- **Stored data**
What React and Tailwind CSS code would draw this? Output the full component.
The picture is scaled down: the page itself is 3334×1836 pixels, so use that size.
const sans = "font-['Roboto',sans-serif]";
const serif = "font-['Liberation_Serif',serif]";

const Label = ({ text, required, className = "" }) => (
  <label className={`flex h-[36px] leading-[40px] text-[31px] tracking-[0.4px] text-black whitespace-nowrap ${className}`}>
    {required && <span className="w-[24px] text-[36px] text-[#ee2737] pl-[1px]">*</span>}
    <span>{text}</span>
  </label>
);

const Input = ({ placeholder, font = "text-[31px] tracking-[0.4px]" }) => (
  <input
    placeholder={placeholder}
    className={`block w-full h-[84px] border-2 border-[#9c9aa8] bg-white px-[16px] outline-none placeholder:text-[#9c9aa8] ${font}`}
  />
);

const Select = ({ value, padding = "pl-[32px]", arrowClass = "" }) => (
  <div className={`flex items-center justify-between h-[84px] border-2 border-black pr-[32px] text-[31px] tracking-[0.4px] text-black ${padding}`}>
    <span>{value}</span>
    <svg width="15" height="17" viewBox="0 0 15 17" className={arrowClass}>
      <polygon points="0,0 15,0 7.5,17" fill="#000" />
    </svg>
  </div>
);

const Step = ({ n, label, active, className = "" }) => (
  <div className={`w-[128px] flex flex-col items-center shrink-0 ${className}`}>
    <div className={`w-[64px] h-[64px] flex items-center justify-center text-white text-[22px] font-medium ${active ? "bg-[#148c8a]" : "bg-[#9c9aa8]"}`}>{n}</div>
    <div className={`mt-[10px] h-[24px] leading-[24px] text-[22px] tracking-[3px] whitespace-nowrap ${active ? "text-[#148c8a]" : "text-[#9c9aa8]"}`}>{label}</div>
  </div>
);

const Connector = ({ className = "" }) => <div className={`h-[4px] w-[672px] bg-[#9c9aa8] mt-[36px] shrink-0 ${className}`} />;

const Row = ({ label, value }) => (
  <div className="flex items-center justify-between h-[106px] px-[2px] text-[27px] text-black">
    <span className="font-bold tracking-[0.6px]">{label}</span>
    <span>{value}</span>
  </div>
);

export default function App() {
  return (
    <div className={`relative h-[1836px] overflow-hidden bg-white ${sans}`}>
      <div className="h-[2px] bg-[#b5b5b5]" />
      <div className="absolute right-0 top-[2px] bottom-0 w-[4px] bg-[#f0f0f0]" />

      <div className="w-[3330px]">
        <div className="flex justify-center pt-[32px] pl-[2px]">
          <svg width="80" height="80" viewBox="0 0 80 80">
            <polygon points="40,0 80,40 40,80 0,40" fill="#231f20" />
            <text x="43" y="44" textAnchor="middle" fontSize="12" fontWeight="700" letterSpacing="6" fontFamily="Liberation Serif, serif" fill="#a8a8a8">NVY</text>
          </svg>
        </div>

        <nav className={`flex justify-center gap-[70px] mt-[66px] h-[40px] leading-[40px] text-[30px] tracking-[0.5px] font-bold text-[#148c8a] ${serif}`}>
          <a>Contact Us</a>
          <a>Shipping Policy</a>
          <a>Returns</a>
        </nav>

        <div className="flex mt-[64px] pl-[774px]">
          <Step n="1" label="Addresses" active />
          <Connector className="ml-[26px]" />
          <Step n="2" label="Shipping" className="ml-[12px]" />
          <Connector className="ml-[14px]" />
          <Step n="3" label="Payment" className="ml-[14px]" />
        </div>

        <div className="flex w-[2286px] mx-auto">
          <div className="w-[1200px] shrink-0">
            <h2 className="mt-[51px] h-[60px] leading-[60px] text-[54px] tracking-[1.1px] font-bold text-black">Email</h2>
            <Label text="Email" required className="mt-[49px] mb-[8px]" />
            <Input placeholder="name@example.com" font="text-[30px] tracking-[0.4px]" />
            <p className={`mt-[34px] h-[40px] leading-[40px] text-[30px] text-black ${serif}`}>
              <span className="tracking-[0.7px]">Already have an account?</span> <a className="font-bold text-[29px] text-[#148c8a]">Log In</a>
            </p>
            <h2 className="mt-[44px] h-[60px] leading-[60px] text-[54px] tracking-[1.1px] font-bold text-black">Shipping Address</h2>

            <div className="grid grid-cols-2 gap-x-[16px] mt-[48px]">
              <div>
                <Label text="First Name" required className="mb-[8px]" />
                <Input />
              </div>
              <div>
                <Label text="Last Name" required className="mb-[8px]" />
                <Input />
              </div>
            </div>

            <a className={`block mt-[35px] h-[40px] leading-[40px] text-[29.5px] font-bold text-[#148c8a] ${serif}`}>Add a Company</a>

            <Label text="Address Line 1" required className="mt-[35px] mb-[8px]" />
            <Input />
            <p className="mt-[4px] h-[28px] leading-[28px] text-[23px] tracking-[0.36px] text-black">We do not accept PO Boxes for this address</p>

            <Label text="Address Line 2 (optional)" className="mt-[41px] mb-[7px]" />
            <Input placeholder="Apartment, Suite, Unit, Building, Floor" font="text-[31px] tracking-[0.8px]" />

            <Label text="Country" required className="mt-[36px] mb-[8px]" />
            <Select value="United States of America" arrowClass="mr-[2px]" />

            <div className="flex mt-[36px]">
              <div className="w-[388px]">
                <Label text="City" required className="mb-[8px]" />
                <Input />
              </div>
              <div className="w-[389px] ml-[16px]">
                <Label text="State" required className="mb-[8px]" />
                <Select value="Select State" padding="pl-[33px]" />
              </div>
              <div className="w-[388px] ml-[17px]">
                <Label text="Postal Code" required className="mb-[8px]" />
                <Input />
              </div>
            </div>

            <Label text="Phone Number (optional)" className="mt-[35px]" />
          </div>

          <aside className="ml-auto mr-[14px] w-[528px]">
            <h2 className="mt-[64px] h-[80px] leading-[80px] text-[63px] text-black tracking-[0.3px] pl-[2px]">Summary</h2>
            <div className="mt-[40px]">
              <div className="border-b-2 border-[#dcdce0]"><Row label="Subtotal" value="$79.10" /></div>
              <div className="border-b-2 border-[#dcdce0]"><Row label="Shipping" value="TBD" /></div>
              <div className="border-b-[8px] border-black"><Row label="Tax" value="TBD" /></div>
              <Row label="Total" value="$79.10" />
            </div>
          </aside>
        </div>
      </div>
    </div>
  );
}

* * *

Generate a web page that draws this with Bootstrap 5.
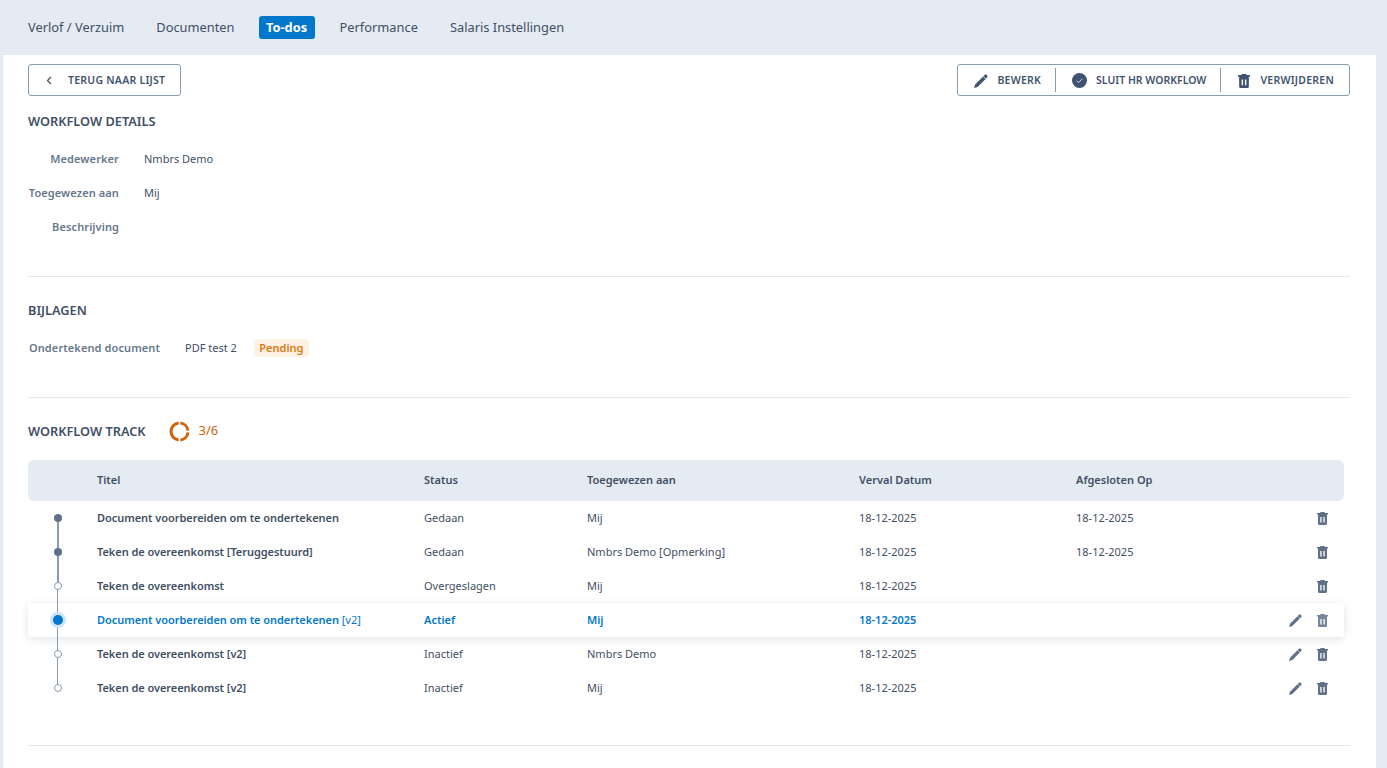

- **Requirement**
Each line above that includes "full" counts once; state the total and nothing more.

- **Final result**
2